Spriha Srivastava Tuesday 09th December 2014 07:29 EST

Get out of your comfort zone, says Sunetra Sarker, a participant from BBC’s Strictly Come Dancing in an exclusive interview with Asian Voice. Sunetra, who has a degree in information systems for Business in Europe from Brunel University London, changed career paths to become a successful actress and from there decided to try her hand at dancing skills. Recently after being voted out by judges, Sunetra is spending lot of time with her son and on her acting skills.

Dancing is not something she planned but it just happened, Sunetra told us adding that if it was not for her family she wouldn’t have been able to try something new.

In this exclusive interview, Sunetra told us about herself, her family, her experience at Strictly Come Dancing and some advice for new entrants in the industry.

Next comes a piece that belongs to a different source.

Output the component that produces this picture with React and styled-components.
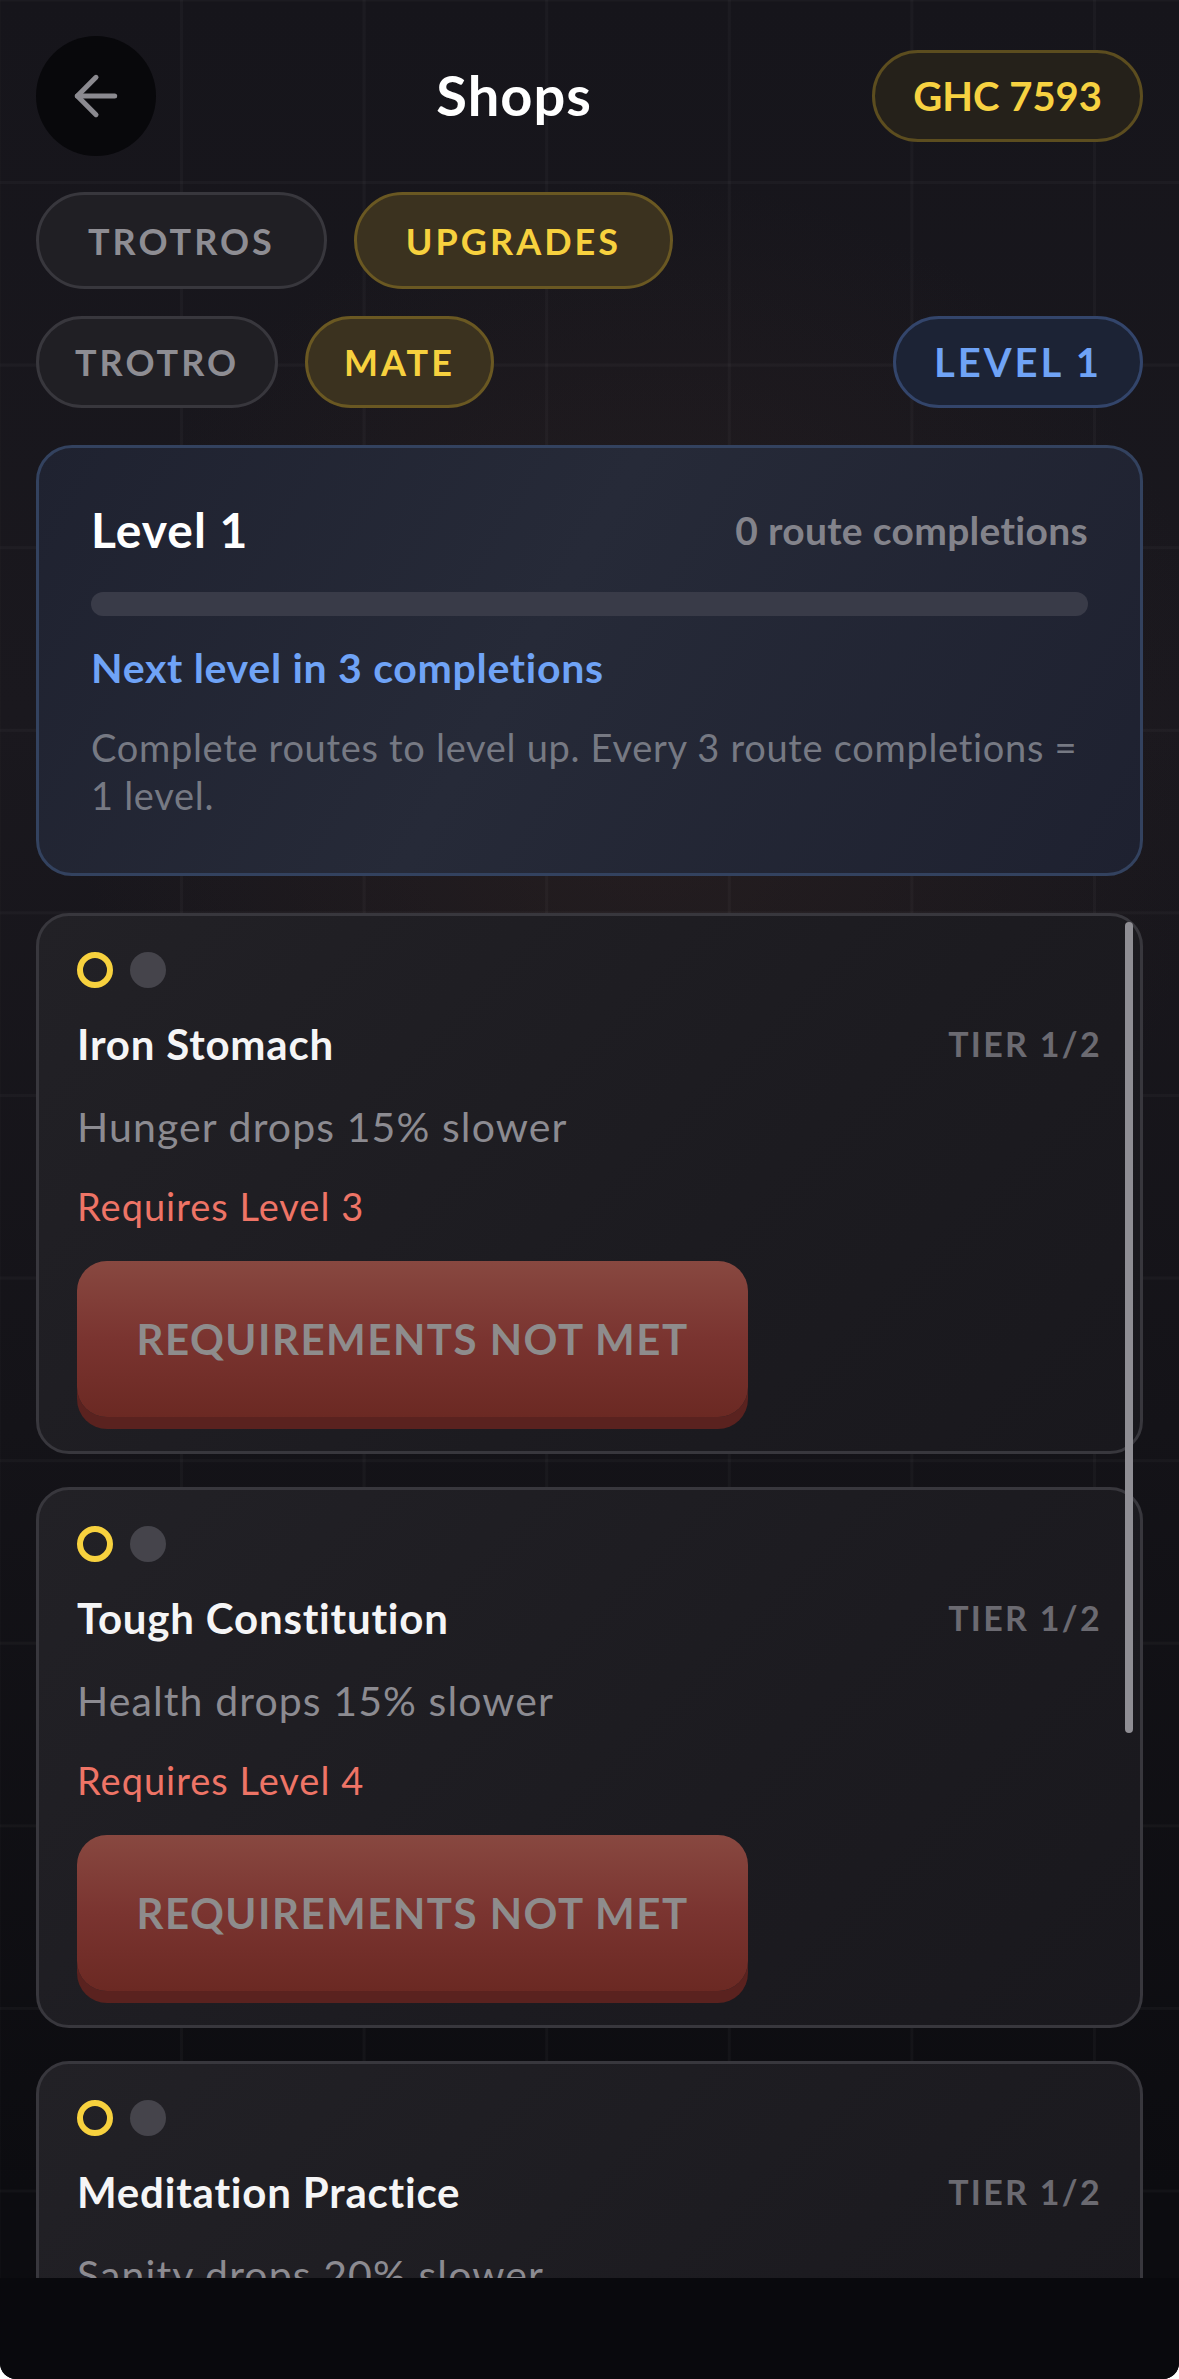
import React from 'react';
import styled, { createGlobalStyle } from 'styled-components';
import { ArrowLeft } from 'lucide-react';

const GlobalStyle = createGlobalStyle`
  html, body {
    margin: 0;
    padding: 0;
    background: #ffffff;
  }
  * {
    box-sizing: border-box;
  }
`;

const Screen = styled.div`
  width: 1179px;
  height: 2379px;
  display: flex;
  flex-direction: column;
  overflow: hidden;
  border-radius: 0 0 16px 16px;
  font-family: Lato, 'Noto Sans', sans-serif;
  background-color: #141318;
  background-image:
    linear-gradient(to right, rgba(255, 255, 255, 0.028) 3px, transparent 3px),
    linear-gradient(to bottom, rgba(255, 255, 255, 0.028) 3px, transparent 3px),
    radial-gradient(ellipse 70% 35% at 55% 32%, rgba(60, 42, 38, 0.35), transparent 70%),
    linear-gradient(180deg, #16151b 0%, #1a181e 30%, #141318 60%, #0c0c10 92%);
  background-size: 182.6px 182.6px, 182.6px 182.6px, 100% 100%, 100% 100%;
  background-position: 180px 0, 0 181px, 0 0, 0 0;
`;

const Main = styled.div`
  flex: 1;
  min-height: 0;
  display: flex;
  flex-direction: column;
  padding: 36px 36px 0;
`;

const Header = styled.header`
  display: flex;
  align-items: center;
  justify-content: space-between;
  height: 120px;
`;

const BackButton = styled.button`
  width: 120px;
  height: 120px;
  border-radius: 50%;
  border: none;
  background: #08080b;
  color: #8b8a90;
  display: flex;
  align-items: center;
  justify-content: center;
  padding: 0;
`;

const Title = styled.h1`
  margin: 0 0 4px;
  font-size: 56px;
  font-weight: 700;
  letter-spacing: 1px;
  color: #ffffff;
`;

const Pill = styled.div`
  display: inline-flex;
  align-items: center;
  justify-content: center;
  height: ${(p) => p.$h || 92}px;
  padding: 0 ${(p) => p.$pad || 38}px;
  border-radius: 999px;
  border: 3px solid ${(p) => p.$border};
  background: ${(p) => p.$bg};
  color: ${(p) => p.$color};
  font-size: ${(p) => p.$size || 36}px;
  font-weight: 700;
  letter-spacing: ${(p) => p.$spacing ?? 3}px;
  white-space: nowrap;
`;

const tone = {
  idle: { $bg: '#201f24', $border: '#38373d', $color: '#8e8d93' },
  gold: { $bg: '#3b321f', $border: '#6a5822', $color: '#f7d13e' },
  coin: { $bg: '#25211a', $border: '#5c4d1f', $color: '#f7d241' },
  blue: { $bg: '#1c2335', $border: '#33456b', $color: '#6fa3f6' },
};

const TabRow = styled.div`
  display: flex;
  align-items: center;
  gap: 27px;
  margin-top: ${(p) => p.$top}px;
`;

const Spacer = styled.div`
  flex: 1;
`;

const LevelCard = styled.section`
  margin-top: 37px;
  padding: 52px 52px 54px;
  border-radius: 36px;
  border: 3px solid #33425f;
  background: linear-gradient(120deg, #1f2230 0%, #262a38 45%, #1e2130 100%);
`;

const LevelHead = styled.div`
  display: flex;
  align-items: center;
  justify-content: space-between;
  line-height: 60px;
`;

const LevelTitle = styled.div`
  font-size: 48px;
  font-weight: 700;
  letter-spacing: 1px;
  color: #ffffff;
`;

const Completions = styled.div`
  font-size: 39px;
  font-weight: 700;
  letter-spacing: 0.3px;
  color: #83838b;
`;

const ProgressTrack = styled.div`
  margin-top: 32px;
  height: 24px;
  border-radius: 12px;
  background: #393b48;
  overflow: hidden;
`;

const ProgressFill = styled.div`
  height: 100%;
  background: #6fa3f6;
`;

const NextLevel = styled.div`
  margin-top: 26px;
  font-size: 41px;
  line-height: 52px;
  font-weight: 700;
  letter-spacing: 0.7px;
  color: #6fa3f6;
`;

const LevelHint = styled.p`
  margin: 29px 0 0;
  font-size: 38px;
  line-height: 48px;
  letter-spacing: 0.7px;
  color: #767983;
`;

const ListViewport = styled.div`
  position: relative;
  flex: 1;
  min-height: 0;
  margin-top: 37px;
  overflow: hidden;
`;

const List = styled.div`
  display: flex;
  flex-direction: column;
  gap: 33px;
`;

const ScrollThumb = styled.div`
  position: absolute;
  top: 9px;
  right: 10px;
  width: 8px;
  height: 811px;
  border-radius: 4px;
  background: #8f8e94;
`;

const UpgradeCard = styled.article`
  padding: 36px 38px 34px;
  border-radius: 33px;
  border: 3px solid #38373d;
  background: linear-gradient(135deg, #222126 0%, #1c1b20 60%, #19181d 100%);
`;

const Dots = styled.div`
  display: flex;
  gap: 17px;
`;

const Dot = styled.span`
  width: 36px;
  height: 36px;
  border-radius: 50%;
  ${(p) =>
    p.$active
      ? 'border: 6px solid #f7d13e; background: transparent;'
      : 'background: #45444b;'}
`;

const CardHead = styled.div`
  margin-top: 30px;
  display: flex;
  align-items: center;
  justify-content: space-between;
  line-height: 52px;
`;

const CardTitle = styled.h2`
  margin: 0;
  font-size: 42px;
  font-weight: 700;
  letter-spacing: 0.8px;
  color: #f5f5f6;
`;

const Tier = styled.span`
  font-size: 34px;
  font-weight: 700;
  letter-spacing: 2.3px;
  color: #6b6a71;
`;

const Effect = styled.div`
  margin-top: 31px;
  font-size: 41px;
  line-height: 52px;
  letter-spacing: 1.1px;
  color: #8c8b91;
`;

const Requirement = styled.div`
  margin-top: 29px;
  font-size: 38px;
  line-height: 48px;
  letter-spacing: 1px;
  color: #ee7466;
`;

const LockedButton = styled.button`
  margin-top: 31px;
  width: 671px;
  height: 156px;
  border: none;
  border-radius: 30px;
  background: linear-gradient(180deg, #884840 0%, #7a3430 50%, #6b2923 100%);
  box-shadow: 0 12px 0 #5a221f;
  color: #8e8c8c;
  font-family: inherit;
  font-size: 42px;
  font-weight: 700;
  letter-spacing: 1.5px;
`;

const BottomBar = styled.div`
  height: 101px;
  flex-shrink: 0;
  background: #09090d;
`;

const upgrades = [
  { name: 'Iron Stomach', effect: 'Hunger drops 15% slower', level: 3 },
  { name: 'Tough Constitution', effect: 'Health drops 15% slower', level: 4 },
  { name: 'Meditation Practice', effect: 'Sanity drops 20% slower', level: 5 },
];

const App = () => {
  const completions = 0;
  return (
    <Screen>
      <GlobalStyle />
      <Main>
        <Header>
          <BackButton aria-label="Back">
            <ArrowLeft size={64} strokeWidth={1.9} />
          </BackButton>
          <Title>Shops</Title>
          <Pill {...tone.coin} $h={92} $pad={38} $size={40} $spacing={0}>
            GHC 7593
          </Pill>
        </Header>

        <TabRow $top={36}>
          <Pill {...tone.idle} $h={97} $pad={49}>TROTROS</Pill>
          <Pill {...tone.gold} $h={97} $pad={49}>UPGRADES</Pill>
        </TabRow>

        <TabRow $top={27}>
          <Pill {...tone.idle} $pad={36}>TROTRO</Pill>
          <Pill {...tone.gold} $pad={36}>MATE</Pill>
          <Spacer />
          <Pill {...tone.blue} $size={40}>LEVEL 1</Pill>
        </TabRow>

        <LevelCard>
          <LevelHead>
            <LevelTitle>Level 1</LevelTitle>
            <Completions>{completions} route completions</Completions>
          </LevelHead>
          <ProgressTrack>
            <ProgressFill style={{ width: `${(completions / 3) * 100}%` }} />
          </ProgressTrack>
          <NextLevel>Next level in 3 completions</NextLevel>
          <LevelHint>
            Complete routes to level up. Every 3 route completions = 1 level.
          </LevelHint>
        </LevelCard>

        <ListViewport>
          <List>
            {upgrades.map((u) => (
              <UpgradeCard key={u.name}>
                <Dots>
                  <Dot $active />
                  <Dot />
                </Dots>
                <CardHead>
                  <CardTitle>{u.name}</CardTitle>
                  <Tier>TIER 1/2</Tier>
                </CardHead>
                <Effect>{u.effect}</Effect>
                <Requirement>Requires Level {u.level}</Requirement>
                <LockedButton>REQUIREMENTS NOT MET</LockedButton>
              </UpgradeCard>
            ))}
          </List>
          <ScrollThumb />
        </ListViewport>
      </Main>
      <BottomBar />
    </Screen>
  );
};

export default App;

Tell us about yourself briefly?

I am a working actress and a mum. I was born in Liverpool and my parents still live there. They are both from Calcutta and my father is a doctor. I now live in Bristol with my 9 year old son Noah Kishore and work in Cardiff on BBC’s casualty (since 2008). I am an extremely busy person and always on the go!

How did you develop interest in dancing?

I had no interest in dance prior to strictly that's why it's such a surprise that I lasted so long. My mum and sister are very into their dance and I tried Indian dancing as a kid but acting was my passion and I never really thought of anything else.

How was your experience in Strictly Come Dancing?

Such a surprise for me as I never expected to enjoy it at all but my family and friends all persuaded me to try it and do something out of my comfort zone and they were right. I enjoyed the learning of new skills and the fact I lost weight too!! 

Tell us how it impacted your life?

A lot of multi tasking was involved to continue casualty filming and keeping on top of being a school mum. I missed out on all weekend activities and family birthdays and my seeing my nieces and nephews but it has a really positive impact in bringing all my family and friends together supporting and coming to see me dance. 

What did you learn from it?

I learnt that you should all be courageous and take the leap into the unknown sometimes. I might surprise you. I am very proud that I got to ballroom dance like I did and fought my stage fright each week with my own inner strength. 

What would you like to advice to young men/women who see a future in Television?

Get involved as soon as you can with community theatre and local radio and understand the process of television world before diving in. Follow your dreams but have a backup plan so you have security in your life too.